Ben Jones D.I.Why? 03 March 2005 - 06 April 2005
Ben Jones, 2005, installation view, Foxy Production, New York
Ben Jones, 2005, installation view, Foxy Production, New York
Ben Jones, 2005, installation view, Foxy Production, New York

Foxy Production announces “D.I.Why?”, the ground-breaking inaugural solo exhibition of BEN JONES, a member of the renowned three-person art collective, Paper Rad. Jones combines painting, drawing, sculpture and video to collide the mass produced with the hand-made within vivid constructions of fantasy landscapes. He imaginatively and enigmatically grapples with the pleasure and complexity of the programmed on one hand, and with the aura of originality and creativity of the handcrafted on the other.

Jones mines an eclectic cultural vein by mixing with bravura a range of techniques and elements. While recalling Keith Haring’s deceptively spare street-Pop sensibility, Jones’ work stakes new ground with its combination of color fields, seas of cartoon-like characters, otherworldly environments, and what he describes as “meta-graffiti.”

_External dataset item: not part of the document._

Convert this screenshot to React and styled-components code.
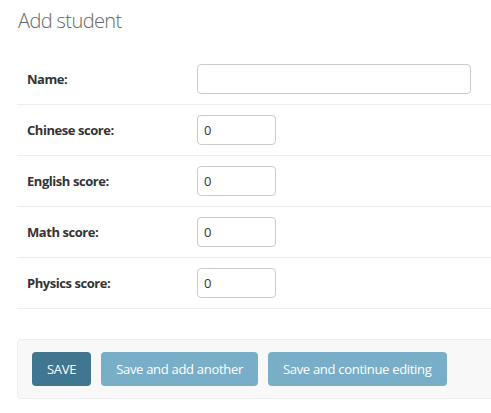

“Supercells” – nine paintings on Plexiglass exhibited with the sheen of their surfaces facing out – forms a dynamic panorama comprising individual works of differing mood and structure. In a series of canvases titled “Dog Face”, Jones furthers his exploration of authorship and its commodification: Dog Face is featured as both a visual character and a self-effacing tag or logo. With acrylic and spraypaint, Jones playfully weaves image, text and a fragmentary architectural field to produce vibrant and layered paintings.

Rendered with gouache, spray-paint and pencil, Jones presents expressive and witty works on paper. He has produced both sparse, elegant, iconic images and intricate portrayals of complex narratives: a pink and purple VHS tape floats on the page as does a retro keyboard; “Mystery Mountain” depicts a busy scene of odd characters engaged in a range of curious activities around a craggy peak.

The dog-like “Kay Nine” appears as a bold, flat paneled sculptural figure. It sits, watching a video animation of itself moving through repeating, otherworldly architectural spaces reminiscent of the sheer linear structuring of early computer drawing programs. Jones also presents the video “Face Maker”, a brilliantly colored animation of multiple character portraits; and the trippy “Tragic Carpet Ride”, where a strangely comic being floats through an intensely blue sky on a multicolored carpet.